Request: In the records below, find each line containing the word "this" and copy it.

Exercise input:

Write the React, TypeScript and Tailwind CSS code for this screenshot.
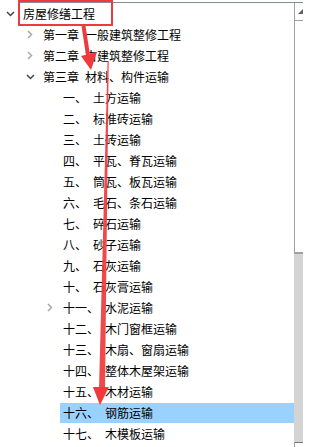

...

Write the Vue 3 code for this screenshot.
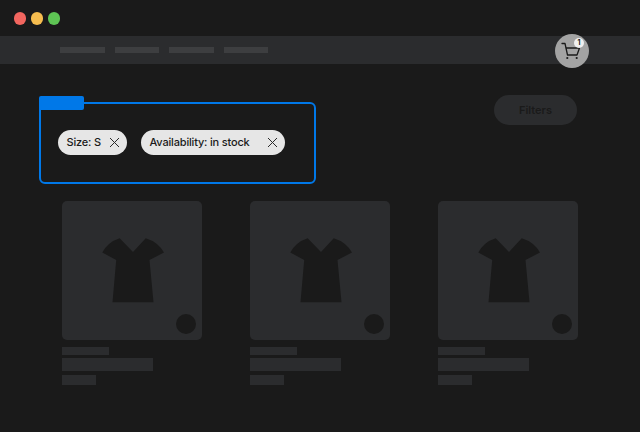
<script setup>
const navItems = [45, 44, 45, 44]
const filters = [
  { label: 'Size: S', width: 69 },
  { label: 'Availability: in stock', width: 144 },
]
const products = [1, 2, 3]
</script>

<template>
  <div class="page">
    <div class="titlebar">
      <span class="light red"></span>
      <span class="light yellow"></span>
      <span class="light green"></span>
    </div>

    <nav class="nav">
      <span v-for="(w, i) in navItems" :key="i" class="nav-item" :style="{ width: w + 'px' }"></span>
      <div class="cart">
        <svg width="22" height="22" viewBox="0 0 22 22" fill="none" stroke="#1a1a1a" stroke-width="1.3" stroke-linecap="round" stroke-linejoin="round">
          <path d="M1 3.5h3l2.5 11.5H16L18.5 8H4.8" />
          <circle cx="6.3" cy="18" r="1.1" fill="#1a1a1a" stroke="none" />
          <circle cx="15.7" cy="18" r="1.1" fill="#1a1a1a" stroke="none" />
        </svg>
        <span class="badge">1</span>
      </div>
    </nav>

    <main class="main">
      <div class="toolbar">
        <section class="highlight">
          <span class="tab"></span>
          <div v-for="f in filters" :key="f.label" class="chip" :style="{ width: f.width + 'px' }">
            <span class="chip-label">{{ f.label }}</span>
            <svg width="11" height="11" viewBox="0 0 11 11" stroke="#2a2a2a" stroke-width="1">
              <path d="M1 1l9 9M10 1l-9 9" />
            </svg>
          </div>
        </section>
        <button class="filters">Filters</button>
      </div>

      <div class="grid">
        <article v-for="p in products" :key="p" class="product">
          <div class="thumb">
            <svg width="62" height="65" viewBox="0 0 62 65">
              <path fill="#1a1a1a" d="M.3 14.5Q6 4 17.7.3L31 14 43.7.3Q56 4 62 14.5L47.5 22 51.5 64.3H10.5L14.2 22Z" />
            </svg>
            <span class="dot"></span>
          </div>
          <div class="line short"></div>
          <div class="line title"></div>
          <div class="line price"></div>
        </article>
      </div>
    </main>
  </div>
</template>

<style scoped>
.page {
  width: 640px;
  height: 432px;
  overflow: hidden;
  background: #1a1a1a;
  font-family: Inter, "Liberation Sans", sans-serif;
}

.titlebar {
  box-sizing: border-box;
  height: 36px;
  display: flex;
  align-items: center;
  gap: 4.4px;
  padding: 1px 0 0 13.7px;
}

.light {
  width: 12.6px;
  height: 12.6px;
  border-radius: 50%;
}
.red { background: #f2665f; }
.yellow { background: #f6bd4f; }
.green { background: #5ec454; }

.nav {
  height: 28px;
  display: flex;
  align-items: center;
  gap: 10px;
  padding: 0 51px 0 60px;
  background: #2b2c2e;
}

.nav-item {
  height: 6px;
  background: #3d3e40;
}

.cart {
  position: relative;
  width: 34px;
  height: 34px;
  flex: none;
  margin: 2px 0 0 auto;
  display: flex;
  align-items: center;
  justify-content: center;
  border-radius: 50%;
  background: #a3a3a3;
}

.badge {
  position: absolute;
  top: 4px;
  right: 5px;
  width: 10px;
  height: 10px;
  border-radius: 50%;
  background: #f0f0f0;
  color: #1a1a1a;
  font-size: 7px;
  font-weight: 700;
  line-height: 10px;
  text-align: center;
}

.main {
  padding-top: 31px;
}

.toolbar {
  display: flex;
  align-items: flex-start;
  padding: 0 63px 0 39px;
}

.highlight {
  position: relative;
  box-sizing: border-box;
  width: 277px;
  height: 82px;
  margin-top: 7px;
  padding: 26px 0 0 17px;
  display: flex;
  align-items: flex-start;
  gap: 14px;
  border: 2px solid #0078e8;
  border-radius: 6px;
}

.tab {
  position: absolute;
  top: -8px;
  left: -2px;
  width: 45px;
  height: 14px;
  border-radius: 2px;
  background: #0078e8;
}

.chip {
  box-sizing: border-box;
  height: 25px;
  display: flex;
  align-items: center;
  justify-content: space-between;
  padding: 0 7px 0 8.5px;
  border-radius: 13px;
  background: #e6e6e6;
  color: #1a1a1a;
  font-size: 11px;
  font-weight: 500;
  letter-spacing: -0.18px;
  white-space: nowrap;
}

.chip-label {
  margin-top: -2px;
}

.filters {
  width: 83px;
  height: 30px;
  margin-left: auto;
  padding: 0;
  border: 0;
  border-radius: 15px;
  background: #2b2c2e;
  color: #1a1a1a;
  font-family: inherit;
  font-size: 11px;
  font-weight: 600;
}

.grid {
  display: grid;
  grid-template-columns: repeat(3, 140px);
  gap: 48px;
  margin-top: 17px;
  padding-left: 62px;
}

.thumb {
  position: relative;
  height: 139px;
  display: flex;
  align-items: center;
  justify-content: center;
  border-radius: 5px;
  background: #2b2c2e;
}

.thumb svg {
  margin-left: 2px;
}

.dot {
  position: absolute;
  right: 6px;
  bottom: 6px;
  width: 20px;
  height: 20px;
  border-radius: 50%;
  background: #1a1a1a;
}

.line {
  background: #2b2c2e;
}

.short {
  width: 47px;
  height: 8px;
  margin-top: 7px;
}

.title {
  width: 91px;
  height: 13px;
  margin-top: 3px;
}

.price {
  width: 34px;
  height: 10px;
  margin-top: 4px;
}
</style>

==

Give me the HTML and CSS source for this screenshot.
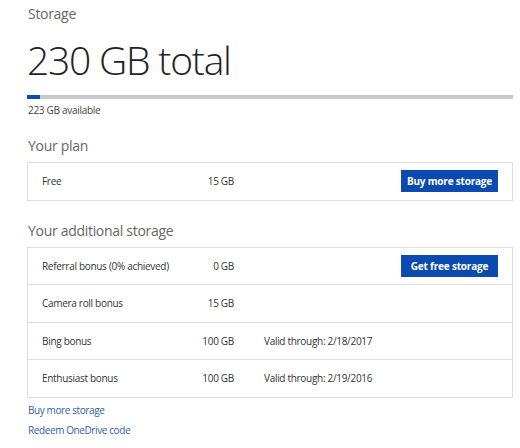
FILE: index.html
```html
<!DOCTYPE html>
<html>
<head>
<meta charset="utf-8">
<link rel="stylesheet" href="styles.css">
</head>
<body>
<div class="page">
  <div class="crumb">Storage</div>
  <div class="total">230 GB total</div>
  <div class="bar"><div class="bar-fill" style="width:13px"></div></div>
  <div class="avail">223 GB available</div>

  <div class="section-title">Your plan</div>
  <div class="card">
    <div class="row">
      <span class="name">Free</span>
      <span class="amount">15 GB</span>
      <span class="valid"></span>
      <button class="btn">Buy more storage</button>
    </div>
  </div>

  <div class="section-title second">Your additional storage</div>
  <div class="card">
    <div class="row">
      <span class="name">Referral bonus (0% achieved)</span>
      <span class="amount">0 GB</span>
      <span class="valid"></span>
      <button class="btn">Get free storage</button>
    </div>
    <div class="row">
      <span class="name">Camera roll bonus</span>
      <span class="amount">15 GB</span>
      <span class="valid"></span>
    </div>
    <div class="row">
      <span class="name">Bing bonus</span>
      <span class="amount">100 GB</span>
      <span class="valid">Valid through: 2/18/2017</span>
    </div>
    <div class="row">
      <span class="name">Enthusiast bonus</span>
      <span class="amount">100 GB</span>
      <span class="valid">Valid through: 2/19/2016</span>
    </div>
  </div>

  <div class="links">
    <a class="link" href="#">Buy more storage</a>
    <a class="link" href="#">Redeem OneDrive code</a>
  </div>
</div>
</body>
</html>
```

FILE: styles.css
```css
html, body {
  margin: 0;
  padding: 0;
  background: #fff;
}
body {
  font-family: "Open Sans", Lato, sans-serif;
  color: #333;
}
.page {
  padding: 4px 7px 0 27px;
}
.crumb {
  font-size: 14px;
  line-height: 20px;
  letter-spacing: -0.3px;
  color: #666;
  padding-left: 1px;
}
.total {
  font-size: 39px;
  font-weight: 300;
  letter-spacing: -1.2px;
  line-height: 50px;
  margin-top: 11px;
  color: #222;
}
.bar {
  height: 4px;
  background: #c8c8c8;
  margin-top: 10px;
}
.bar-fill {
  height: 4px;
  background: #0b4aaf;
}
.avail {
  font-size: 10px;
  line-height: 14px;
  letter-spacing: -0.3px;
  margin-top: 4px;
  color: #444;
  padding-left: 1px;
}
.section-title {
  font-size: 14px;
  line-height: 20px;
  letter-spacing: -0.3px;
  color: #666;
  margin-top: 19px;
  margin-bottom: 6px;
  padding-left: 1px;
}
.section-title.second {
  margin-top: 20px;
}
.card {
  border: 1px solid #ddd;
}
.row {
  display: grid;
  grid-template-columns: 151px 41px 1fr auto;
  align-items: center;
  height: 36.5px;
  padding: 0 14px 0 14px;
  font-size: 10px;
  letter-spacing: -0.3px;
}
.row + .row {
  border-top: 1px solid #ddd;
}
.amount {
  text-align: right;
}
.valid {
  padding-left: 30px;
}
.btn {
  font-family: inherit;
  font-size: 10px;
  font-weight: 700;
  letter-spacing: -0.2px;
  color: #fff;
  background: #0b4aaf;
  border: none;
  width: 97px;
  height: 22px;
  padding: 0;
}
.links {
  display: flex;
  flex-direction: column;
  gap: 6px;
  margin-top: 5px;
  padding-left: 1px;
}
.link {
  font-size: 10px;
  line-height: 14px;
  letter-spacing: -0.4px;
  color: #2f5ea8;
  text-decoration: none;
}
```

Final result:
Write the React, TypeScript and Tailwind CSS code for this screenshot.
Write the Vue 3 code for this screenshot.
Give me the HTML and CSS source for this screenshot.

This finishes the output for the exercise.